Hope Solo has a talk with Julie Johnston.

Hope Solo has a talk with Julie Johnston.

 

Winning It All

Going into the final against Japan, Solo says, “I absolutely knew we were going to win. … I just felt really confident —100% confident.”

This is no slight against Japan, which “had been playing great. … Tactically I thought they would play us really strong, and I thought it would be really tough to score on them because they would be organized.”

From the opening whistle, you could feel how loose we were. We were opening up our play. You could feel the confidence and excitement of our players, more so than in the Germany game. Germany was intense. This was more fun. …

Winning the World Cup had been my dream since I was young. I was just a naive kid who loved sports, but I believed I could do anything. I believed in myself. … And nothing was going to discourage me from reaching that dream. Nothing.

I pursued that dream my entire life, with everything I had, until the 16th minute of the 2015 World Cup Final. When Carli scored from midfield — midfield! — and put us ahead, 4-0, I realized for the first time that my dream was going to come true. It was Carli’s third goal of the game, and after she scored, she ran the length of the field, all the way to me, where she collapsed into my arms. After so many years of sacrifice and hard work, everything we had ever hoped for as soccer players and teammates was suddenly becoming a reality.

Then the rest of the team piled on.

I hadn’t allowed myself to shed a single tear until that point, not through everything that had happened from the start of the tournament to the final. But right then, I started to tear up because I knew we were going to win.

 

Honoring the past

The final section of Solo’s journal is a surprise, and a pleasant one. She pays tribute to “the generations of players who came before us,” the pioneers who “provided us with an amazing foundation, the first building blocks of a successful women’s program.

They gave us an opportunity to play soccer for the USA. They also created of a culture of winning, and that’s something that we’ve never lost sight of. That’s the culture I grew up watching. That was the culture of the team when I first came on. That’s what we’ve been about ever since. It’s what makes our team great, and separates us from every other nation.

It’s refreshing to read these words from someone who has always been dismissive (many would say envious) of her predecessors, especially the ’99ers.

Over the years, Solo has gone out of her way to pick public fights with many of the game’s biggest heroes, from Julie Foudy to Brandi Chastain to Kristine Lilly. I’ve always thought the sniping and petty insults were beneath her. They made her look small, and as she showed again this summer, she deserves to stand shoulder-to-shoulder with the giants of the game, the Hamms and Akers and Foudys and Lillys and Scurrys.

Getty Images

Getty Images

Hope Solo has been hauling a very large bundle of insecurities through life, probably more than most of us. (This comes across clearly in her 2013 memoir.) Since returning from her 30-day suspension in February, she has acknowledged seeking professional counseling, and maybe one result of that experience has been to help her form a peace with herself, with those around her, and with the past.

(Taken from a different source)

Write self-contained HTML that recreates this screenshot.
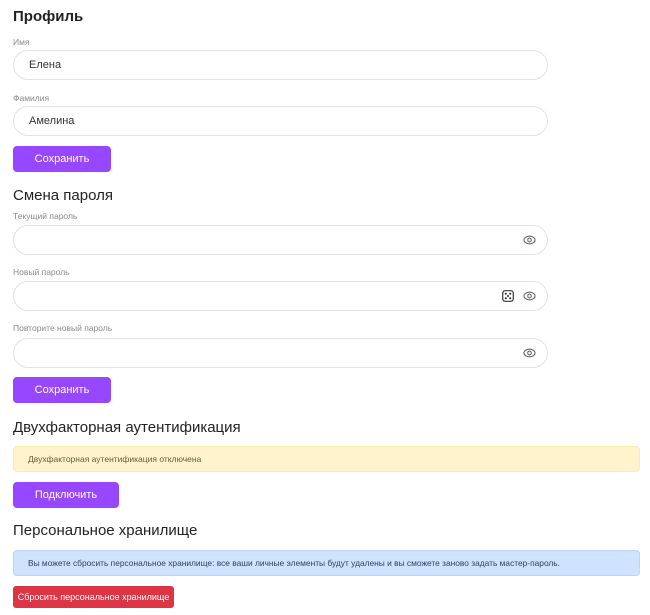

Now that she’s lifted her own World Cup trophy, now that she’s reached her mountaintop, Solo has finally  acknowledged publicly what we all know — that she stands on the shoulders of those who came before her. Implicit in that acknowledgement is the realization that others will someday stand on her shoulders.

Solo embraces this. Good for her.  And good luck to her.

Things have progressed, and we’re going to continue to push the envelope, whether it’s about evolving the game, or fighting for equality for women in our sport. And the generation after us will advance things in ways that we never thought were possible.

We’re all part of that history. It’s what we share in common as members of the U.S. Women’s National Team.

And as much as it was my dream to win the World Cup as a girl, that dream belongs to all of us now — my teammates and coaches, former players and our fans. We truly are one nation, one team, and once again, we’re the World Cup Champions.

And that means we all have three stars.